When we finally emerged from the store, stepping back out of those automatic doors, I took a gulp of fresh air and sought refuge in the car, where I thoroughly sanitised my hands. I have since thought about, and come to terms with some of the things I learned during that less than pleasant outing, and I have only the following to say:.

To the Lady with the May-I-Speak-To-Your-Manager haircut: Why…WHY…do you have those masks if you’re going to wear them like that? They’re not created to hide your double chin. Please put it on your face and keep it there, or give your whole stash to someone who needs them and will use them properly.

To the couple who were basically in hazmat suits: Ya’ll look fly.

To the cashier: I’m so sorry that you have to work through this in such a stressful environment. I can only imagine how scary it must be. Thank you for serving us with a smile, and for helping my mom with the card machine because they get her every time.

To everyone I judged (Excluding the Lady with the May-I-Speak-To-Your-Manager haircut): I’m sorry for scowling at you and rolling my eyes impolitely. While this pandemic has certainly brought out a lot of the best in us, it’s also highlighting some of the worst. I realise that much of what I’m feeling is unreasonable, and that taking out that fear on other people who are just trying to buy some toilet paper is unfair. I’ll work on that.

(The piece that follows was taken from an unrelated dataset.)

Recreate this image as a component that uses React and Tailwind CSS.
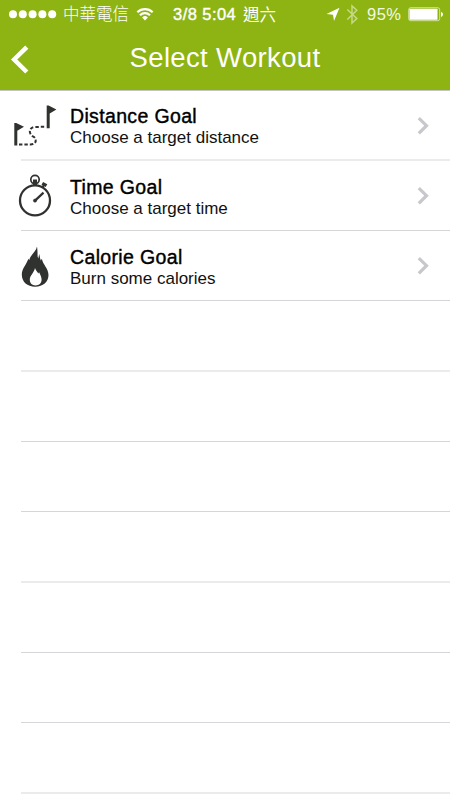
import { Fragment } from 'react';

function DistanceIcon() {
  return (
    <svg width="70" height="70" viewBox="0 0 70 70" fill="none">
      <g fill="#30322f">
        <path d="M14.300 32h1.900l7.800 3.700-6.700 4v14.800h-3V32.300z" />
        <path d="M46.700 14.600h1.900l7.800 3.800-6.700 4v14.800h-3V15z" />
      </g>
      <path
        d="M19 53.500h11.500c6.500-.2 6.600-6.300 2.400-8.200C28.500 42.500 28.500 37 34.500 36L46 35.700"
        stroke="#30322f"
        strokeWidth="2"
        strokeDasharray="3.400 2"
      />
    </svg>
  );
}

function StopwatchIcon() {
  return (
    <svg width="70" height="70" viewBox="0 0 70 70" fill="none" stroke="#30322f">
      <circle cx="35" cy="39.400" r="15" strokeWidth="2.300" />
      <circle cx="35" cy="18.600" r="4.200" strokeWidth="1.700" />
      <path d="M35 18.500v6" strokeWidth="4" />
      <path d="M42.500 26.500l2-3.500" strokeWidth="2.200" />
      <path d="M42.300 22.300l4.200 2.400" strokeWidth="3.200" />
      <path d="M35 39.600l8.500-8" strokeWidth="2.200" />
      <circle cx="35" cy="39.600" r="1.600" fill="#30322f" strokeWidth=".6" />
    </svg>
  );
}

function FlameIcon() {
  return (
    <svg width="70" height="70" viewBox="0 0 70 70">
      <path
        fill="#30322f"
        fillRule="evenodd"
        d="M37 15.500c.500 3 .6 6 .6 10l.7 2 .9-4.500c.8 3 .9 4.500 1.500 6.500l1.200-1.800c1 6 6.600 9.800 6.600 16.300 0 7-5.500 11.700-13.300 11.700S21.800 51 21.800 43.500c0-6 4.500-9.500 6.500-15.800l1 1.500C29.800 24.500 36 21 37 15.500zM35 37c-1 5-5.200 7.500-5.200 11.700 0 3.500 2.300 5.700 5.800 5.700s6-2.200 6-5.700c0-3-1.500-5-2.500-7.500l-.8 1.300C37.500 41 35.500 39.300 35 37z"
      />
    </svg>
  );
}

const workouts = [
  { title: 'Distance Goal', subtitle: 'Choose a target distance', icon: DistanceIcon, offset: 'pt-[14px]' },
  { title: 'Time Goal', subtitle: 'Choose a target time', icon: StopwatchIcon, offset: 'pt-[15px]' },
  { title: 'Calorie Goal', subtitle: 'Burn some calories', icon: FlameIcon, offset: 'pt-[15px]' },
];

// The list pitch is 70 1/3 px, so every third separator straddles two pixels
const rows = [
  'h-[70px] after:h-[2px] after:bg-[#ebebeb]',
  'h-[70px] after:h-px after:bg-[#d6d6d8]',
  'h-[70px] after:h-px after:bg-[#d6d6d8]',
  'h-[71px] after:h-[2px] after:bg-[#ebebeb]',
  'h-[70px] after:h-px after:bg-[#d6d6d8]',
  'h-[70px] after:h-px after:bg-[#d6d6d8]',
  'h-[71px] after:h-[2px] after:bg-[#ebebeb]',
  'h-[70px] after:h-px after:bg-[#d6d6d8]',
  'h-[70px] after:h-px after:bg-[#d6d6d8]',
  'h-[71px] after:h-[2px] after:bg-[#ebebeb]',
];

function StatusBar() {
  return (
    <div className="flex h-7 items-center text-white">
      <svg className="ml-[9px] shrink-0" width="48" height="28" fill="currentColor">
        {[4, 13.8, 23.6, 33.4, 43.2].map((cx) => (
          <circle key={cx} cx={cx} cy="14.300" r="4" />
        ))}
      </svg>
      <span className="ml-[6px] w-[67px] whitespace-nowrap font-['Liberation_Sans','Noto_Sans_CJK_TC',sans-serif] text-[16.5px] font-light leading-7">中華電信</span>
      <svg className="ml-[6px] shrink-0" width="18" height="28" viewBox="0 0 18 28" fill="none" stroke="currentColor" strokeWidth="2.200">
        <path d="M1.300 12.200a11 11 0 0 1 15.400 0" />
        <path d="M4 15.300a7 7 0 0 1 10 0" />
        <path d="M9 20.400l-2.900-3a4.100 4.100 0 0 1 5.800 0z" fill="currentColor" stroke="none" />
      </svg>
      <div className="ml-[19px] flex w-[104px] whitespace-nowrap text-[16.5px] leading-7">
        <span className="w-[70px] font-['Liberation_Sans',sans-serif] tracking-[0.45px] [-webkit-text-stroke:0.4px_white]">3/8 5:04</span>
        <span className="font-['Noto_Sans_CJK_TC',sans-serif] font-normal">週六</span>
      </div>
      <svg className="ml-[49px] shrink-0" width="14" height="28" fill="currentColor">
        <path d="M13.500 7.800L8 21 7 14.800.500 14z" />
      </svg>
      <svg className="ml-[6px] shrink-0 opacity-50" width="13" height="28" fill="none" stroke="currentColor" strokeWidth="1.500">
        <path d="M1.300 9.500l9.500 9-4.800 4.500V6L10.800 10.300 1.300 19.500" />
      </svg>
      <span className="ml-[8px] w-[37px] whitespace-nowrap font-['Liberation_Sans',sans-serif] text-[16.5px] leading-7 tracking-[0.5px] opacity-90">95%</span>
      <svg className="ml-[4px] shrink-0" width="36" height="28" fill="none">
        <rect x=".700" y="7.700" width="31" height="13" rx="2" stroke="white" strokeOpacity=".6" />
        <rect x="1.500" y="8.700" width="28" height="11" rx=".500" fill="white" />
        <path d="M33 12q2 .500 2 2.400T33 17z" fill="white" />
      </svg>
    </div>
  );
}

export default function App() {
  return (
    <div className="flex h-[799px] w-[450px] flex-col overflow-hidden bg-white font-['Liberation_Sans',Arial,sans-serif]">
      <header className="h-[91px] shrink-0 border-b border-[#c4c4c0] bg-[#8db412]">
        <StatusBar />
        <div className="grid h-[62px] grid-cols-[60px_330px_60px] text-white">
          <button type="button" aria-label="Back">
            <svg width="60" height="62" fill="none" stroke="white" strokeWidth="4.500">
              <path d="M26.800 19.200L14.200 31.500l12.600 12.500" />
            </svg>
          </button>
          <h1 className="text-center text-[27.5px] leading-[60px] tracking-[0.35px]">Select Workout</h1>
        </div>
      </header>

      <main>
        {rows.map((row, i) => {
          const workout = workouts[i];
          const Icon = workout?.icon;
          return (
            <div
              key={i}
              className={`relative flex after:absolute after:bottom-0 after:left-[21px] after:right-0 ${row}`}
            >
              {workout && (
                <Fragment>
                  <Icon />
                  <div className={`flex-1 text-black ${workout.offset}`}>
                    <div className="text-[19.5px] leading-[23px] tracking-[0.35px] [-webkit-text-stroke:0.4px_black]">{workout.title}</div>
                    <div className="text-[17px] leading-[19px] text-[#111]">{workout.subtitle}</div>
                  </div>
                  <svg width="50" height="70" fill="none" stroke="#c7c7cc" strokeWidth="3.200">
                    <path d="M18.800 27.200l7.700 7.500-7.700 7.700" />
                  </svg>
                </Fragment>
              )}
            </div>
          );
        })}
      </main>
    </div>
  );
}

To the South African Government: I realise I’m not actually going anywhere and that very few people will see me in the coming weeks, but I’d really like to buy a hairbrush. Please?

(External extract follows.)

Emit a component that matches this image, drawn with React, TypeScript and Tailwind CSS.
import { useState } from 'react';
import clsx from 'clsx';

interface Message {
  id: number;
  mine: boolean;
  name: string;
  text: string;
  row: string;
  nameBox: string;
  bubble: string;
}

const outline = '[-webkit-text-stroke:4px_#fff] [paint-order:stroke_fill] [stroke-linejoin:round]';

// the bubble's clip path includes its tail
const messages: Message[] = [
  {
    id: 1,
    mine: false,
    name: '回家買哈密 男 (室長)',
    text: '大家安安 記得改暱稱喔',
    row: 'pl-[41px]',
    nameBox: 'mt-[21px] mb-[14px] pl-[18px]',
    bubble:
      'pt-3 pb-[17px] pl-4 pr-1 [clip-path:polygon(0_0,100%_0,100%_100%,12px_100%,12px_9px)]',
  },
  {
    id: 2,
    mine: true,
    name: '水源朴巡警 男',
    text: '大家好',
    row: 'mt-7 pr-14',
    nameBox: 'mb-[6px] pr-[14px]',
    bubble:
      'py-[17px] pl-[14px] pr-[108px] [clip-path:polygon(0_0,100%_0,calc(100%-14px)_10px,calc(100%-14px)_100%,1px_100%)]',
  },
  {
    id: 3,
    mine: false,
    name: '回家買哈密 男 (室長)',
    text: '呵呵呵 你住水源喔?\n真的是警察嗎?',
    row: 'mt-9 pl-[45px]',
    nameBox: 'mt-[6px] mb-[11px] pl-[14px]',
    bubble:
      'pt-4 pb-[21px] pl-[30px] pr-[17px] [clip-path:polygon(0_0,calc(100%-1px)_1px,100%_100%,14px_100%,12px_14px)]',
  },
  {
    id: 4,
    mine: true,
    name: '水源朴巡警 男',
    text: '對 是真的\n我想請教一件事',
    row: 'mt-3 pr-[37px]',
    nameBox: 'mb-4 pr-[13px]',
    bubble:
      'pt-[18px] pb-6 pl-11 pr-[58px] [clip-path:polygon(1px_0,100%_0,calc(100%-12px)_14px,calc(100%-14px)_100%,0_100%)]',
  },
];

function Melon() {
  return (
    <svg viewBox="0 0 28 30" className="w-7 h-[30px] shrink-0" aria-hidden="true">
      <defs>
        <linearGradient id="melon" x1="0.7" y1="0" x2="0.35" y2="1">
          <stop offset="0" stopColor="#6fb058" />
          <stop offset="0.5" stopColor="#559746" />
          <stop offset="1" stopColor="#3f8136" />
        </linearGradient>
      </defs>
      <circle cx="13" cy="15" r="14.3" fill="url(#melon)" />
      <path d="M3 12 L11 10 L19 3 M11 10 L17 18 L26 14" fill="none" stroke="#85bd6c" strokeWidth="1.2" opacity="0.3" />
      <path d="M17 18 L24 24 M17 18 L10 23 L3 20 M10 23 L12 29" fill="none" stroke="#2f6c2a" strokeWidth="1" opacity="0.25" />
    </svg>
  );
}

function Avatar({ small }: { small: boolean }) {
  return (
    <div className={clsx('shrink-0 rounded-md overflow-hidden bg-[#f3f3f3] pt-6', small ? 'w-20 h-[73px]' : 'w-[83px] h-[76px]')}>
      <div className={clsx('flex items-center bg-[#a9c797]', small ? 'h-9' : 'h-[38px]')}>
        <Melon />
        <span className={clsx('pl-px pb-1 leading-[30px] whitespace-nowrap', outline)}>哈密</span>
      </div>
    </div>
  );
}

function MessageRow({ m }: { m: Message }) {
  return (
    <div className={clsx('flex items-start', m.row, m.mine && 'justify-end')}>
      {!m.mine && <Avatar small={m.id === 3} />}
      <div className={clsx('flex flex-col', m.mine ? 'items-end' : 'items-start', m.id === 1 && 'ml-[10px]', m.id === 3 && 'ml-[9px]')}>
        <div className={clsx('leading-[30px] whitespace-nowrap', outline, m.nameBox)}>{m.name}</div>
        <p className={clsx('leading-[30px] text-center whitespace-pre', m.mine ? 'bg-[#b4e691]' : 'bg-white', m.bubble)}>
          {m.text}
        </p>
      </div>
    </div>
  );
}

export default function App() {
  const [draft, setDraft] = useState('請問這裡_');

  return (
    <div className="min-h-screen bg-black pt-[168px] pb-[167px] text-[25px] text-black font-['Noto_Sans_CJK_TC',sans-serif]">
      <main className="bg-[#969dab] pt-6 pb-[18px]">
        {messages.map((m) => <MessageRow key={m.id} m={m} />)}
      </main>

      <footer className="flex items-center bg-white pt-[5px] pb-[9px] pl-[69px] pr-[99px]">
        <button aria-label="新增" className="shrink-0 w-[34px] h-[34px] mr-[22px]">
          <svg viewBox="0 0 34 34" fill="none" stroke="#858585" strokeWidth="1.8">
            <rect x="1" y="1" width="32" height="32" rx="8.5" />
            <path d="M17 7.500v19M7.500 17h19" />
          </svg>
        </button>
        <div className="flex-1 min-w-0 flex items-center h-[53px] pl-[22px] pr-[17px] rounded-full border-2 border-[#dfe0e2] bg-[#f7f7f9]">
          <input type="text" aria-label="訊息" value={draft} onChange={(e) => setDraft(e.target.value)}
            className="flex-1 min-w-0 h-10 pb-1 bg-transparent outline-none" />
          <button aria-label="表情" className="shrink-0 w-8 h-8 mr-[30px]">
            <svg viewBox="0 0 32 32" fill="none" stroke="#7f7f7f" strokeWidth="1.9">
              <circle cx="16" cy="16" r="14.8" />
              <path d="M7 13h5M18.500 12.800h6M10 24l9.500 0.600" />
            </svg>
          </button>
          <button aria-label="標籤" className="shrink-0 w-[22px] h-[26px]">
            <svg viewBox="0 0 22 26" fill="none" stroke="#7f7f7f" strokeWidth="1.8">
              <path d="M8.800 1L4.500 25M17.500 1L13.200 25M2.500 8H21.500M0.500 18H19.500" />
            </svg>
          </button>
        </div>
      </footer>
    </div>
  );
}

Would appreciate it if I could brush my hair for a change.

I never would have imagined that a trip to the store, that took under an hour, could be so terrifying and feel so long, but I know I’m not alone in that. This pandemic has so many of us on edge; fearing, casting judgement from our face-brick prisons in the suburbs. How unreasonable.

Those of us (hi, yes, that’s me too) who are privileged enough to have homes in which we can hide out in, and jobs we can do online, need to learn to chill and realise that so many of the things we’re complaining about are actually blessings. Can’t leave the house and keep wandering aimlessly through the same four rooms? At least you HAVE four rooms. At least you CAN hide out at home.

It’s easy to fall into the trap of thinking that you deserve an award for how well you’re quarantining, especially when you go out for groceries and see people doing silly things (you know who I’m talking about by now), but we’re all in this together and this is a new experience for everyone. It’ll take a while for us all to adjust and learn how to manage things.

Just from observing my own feelings, I’ve learned that we need to be more compassionate towards everyone during this time and work together to get through it, without recoiling in horror when someone comes within our new 2-metre personal space bubbles by mistake, and without rolling our eyes so far into our heads we can’t get them back out (That one, again, is me). If that fails, just stay home and watch Tiger King.